Henri-Dominique Lacordaire: La liberté ne se donne pas elle se prend 3/5
3. La liberté ne se donne pas, elle se prend.
« La liberté ne se donne pas, elle se prend. » En une phrase se trouve résumé le principe d’action d’Henri Dominique Lacordaire. Le mémoire pour le rétablissement de l’Ordre des Frères Prêcheurs en 1839 est le prélude à l’œuvre de sa vie : le retour de la liberté religieuse en France. En revendiquant le retour d’un ordre expulsé par la Révolution et la liberté de parler de Dieu dans les églises et les rues de France en habit dominicain, il affirme haut et fort : « Mon habit est une liberté ! »
Mon pays,
Pendant que vous poursuivez avec joie et douleur la formation de la société moderne, un de vos enfants nouveaux, chrétien par la foi, prêtre par l'onction traditionnelle de l'Église catholique, vient réclamer de vous sa part dans les libertés que vous avez conquises, et que lui-même a payées. Il vous prie de lire le Mémoire qu'il vous adresse ici, et connaissant ses vœux, ses droits, son cœur même, de lui accorder la protection que vous donnerez toujours à ce qui est utile et sincère.
Ce qui est inexplicable, c'est que quelques hommes las des passions du sang et de l'orgueil, pris pour Dieu et pour les hommes d'un amour qui les détache d'eux-mêmes, ne puissent se réunir dans une maison à eux, et là, sans privilège , sans vœux reconnus de l'État, uniquement liés par leur conscience, y vivre, occupés de ces services que l'humanité peut bien ne pas concevoir toujours, mais qui, dans tous les cas , ne font de mal à personne. Cela est inexplicable , pourtant cela est.
Et quand nous, ami passionné de ce siècle, né au plus profond de ses entrailles, nous lui avons demandé la liberté de ne croire à rien, il nous l'a permis.
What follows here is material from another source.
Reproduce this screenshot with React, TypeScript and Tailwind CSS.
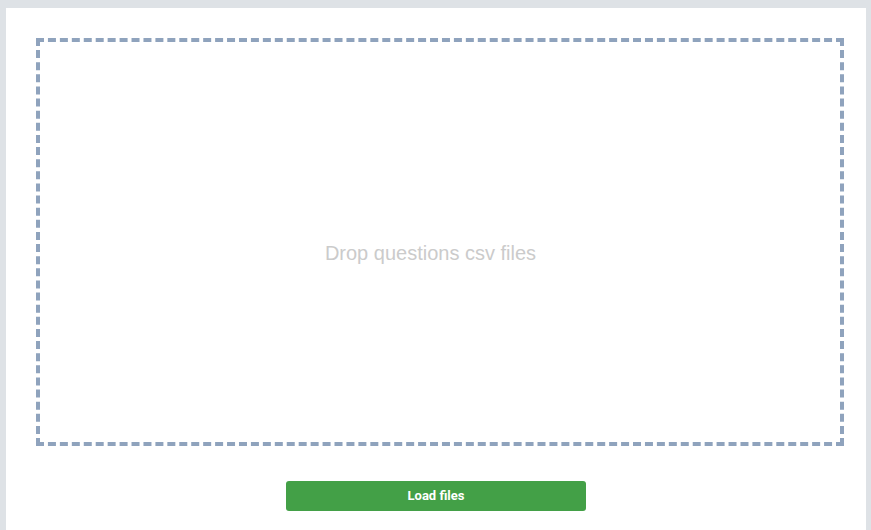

Mais aujourd'hui que, pénétré des éléments divins qui remuent aussi ce siècle, nous lui demandons la liberté de suivre les inspirations de notre foi, de ne plus prétendre à rien, de vivre pauvrement avec quelques amis touchés des mêmes désirs que nous, aujourd'hui nous nous sentons arrêté tout court, mis au ban de je ne sais combien de lois, et l'Europe presque entière se réunirait pour nous accabler, s'il le fallait.
Cependant nous ne désespérons pas de nous-même en face de tous ces obstacles extérieurs. Nous nous confions à Dieu qui nous appelle, et à notre pays. Je crois donc faire acte de bon citoyen, autant qu’acte de bon catholique, en rétablissant en France les Frères Prêcheurs. Si mon pays le souffre, il ne sera pas dix années peut-être avant d’avoir à s’en louer. S’il ne le veut pas, nous irons nous établir à ses frontières, sur quelque terre plus avancée vers le pôle de l’avenir, et nous y attendrons patiemment le jour de Dieu et de la France. L’important est qu’il y ait des Frères Prêcheurs français, qu’un peu de ce sang généreux coule sous le vieil habit de Saint Dominique. Quant au sol, il aura son tour ; car la France arrivera tôt ou tard au rendez-vous prédestiné où la Providence l’attend.